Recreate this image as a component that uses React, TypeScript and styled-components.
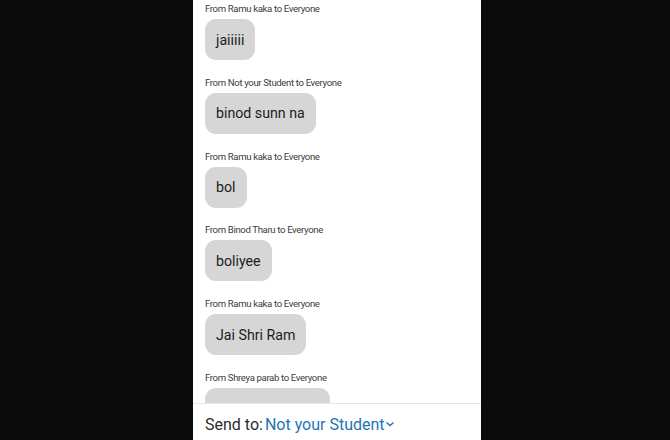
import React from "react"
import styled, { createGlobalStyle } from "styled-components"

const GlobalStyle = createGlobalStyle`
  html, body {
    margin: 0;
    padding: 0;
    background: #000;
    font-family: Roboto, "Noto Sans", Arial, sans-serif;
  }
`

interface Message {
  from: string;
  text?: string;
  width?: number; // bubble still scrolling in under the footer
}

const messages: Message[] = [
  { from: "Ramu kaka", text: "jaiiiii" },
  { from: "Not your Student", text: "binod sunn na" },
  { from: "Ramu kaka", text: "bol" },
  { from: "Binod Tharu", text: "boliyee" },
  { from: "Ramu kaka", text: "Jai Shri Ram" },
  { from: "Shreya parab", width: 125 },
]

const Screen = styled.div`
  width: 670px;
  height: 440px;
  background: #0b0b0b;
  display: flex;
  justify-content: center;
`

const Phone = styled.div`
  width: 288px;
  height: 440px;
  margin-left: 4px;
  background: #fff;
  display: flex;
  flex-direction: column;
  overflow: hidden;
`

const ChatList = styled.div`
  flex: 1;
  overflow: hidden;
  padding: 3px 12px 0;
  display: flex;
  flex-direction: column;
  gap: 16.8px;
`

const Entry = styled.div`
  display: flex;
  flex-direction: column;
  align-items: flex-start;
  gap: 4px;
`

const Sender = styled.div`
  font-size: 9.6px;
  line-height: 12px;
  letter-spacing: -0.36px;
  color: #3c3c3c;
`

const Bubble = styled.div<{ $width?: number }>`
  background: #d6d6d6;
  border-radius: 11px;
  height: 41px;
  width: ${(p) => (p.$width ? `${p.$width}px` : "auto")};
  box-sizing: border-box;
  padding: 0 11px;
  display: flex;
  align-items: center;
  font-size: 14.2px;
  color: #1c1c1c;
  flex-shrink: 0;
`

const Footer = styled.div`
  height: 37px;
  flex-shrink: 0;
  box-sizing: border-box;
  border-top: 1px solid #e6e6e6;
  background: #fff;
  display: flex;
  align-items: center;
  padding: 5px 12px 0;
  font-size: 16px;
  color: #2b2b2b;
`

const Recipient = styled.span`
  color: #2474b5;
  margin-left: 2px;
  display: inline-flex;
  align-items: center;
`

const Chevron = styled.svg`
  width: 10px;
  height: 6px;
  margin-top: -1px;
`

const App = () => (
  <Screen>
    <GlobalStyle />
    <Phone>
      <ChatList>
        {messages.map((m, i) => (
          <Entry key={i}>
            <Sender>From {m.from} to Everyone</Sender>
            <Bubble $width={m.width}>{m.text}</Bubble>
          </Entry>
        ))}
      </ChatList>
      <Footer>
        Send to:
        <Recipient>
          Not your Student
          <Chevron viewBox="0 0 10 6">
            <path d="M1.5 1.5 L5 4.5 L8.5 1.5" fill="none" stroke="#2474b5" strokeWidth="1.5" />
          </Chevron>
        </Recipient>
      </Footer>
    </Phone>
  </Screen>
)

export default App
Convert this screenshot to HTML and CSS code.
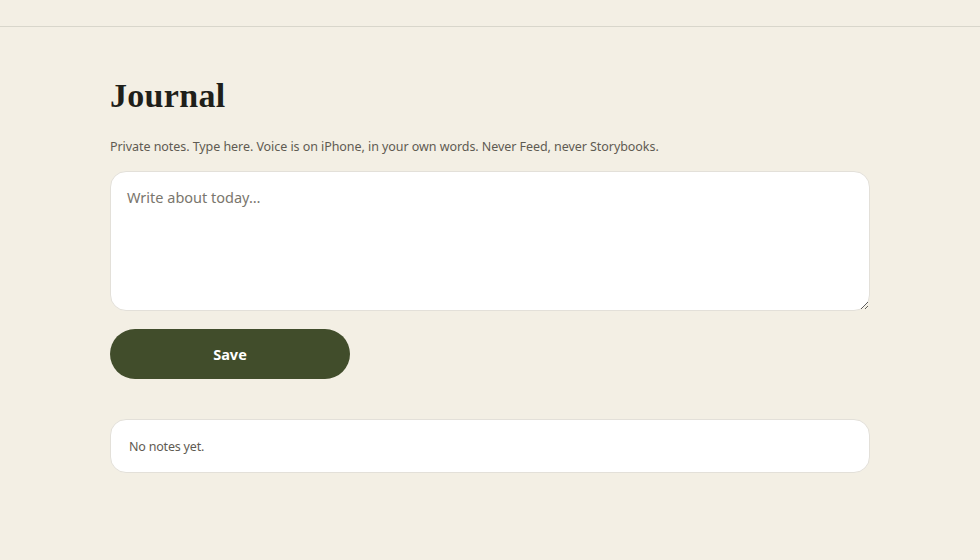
◇ ◇ ◇ ◇ ◇
PROBLEM DETAILS: Copy every line of the listing that includes the string "React".

REPLY TO THE EXERCISE:
Recreate this image as a component that uses React, TypeScript and styled-components.
import React from "react"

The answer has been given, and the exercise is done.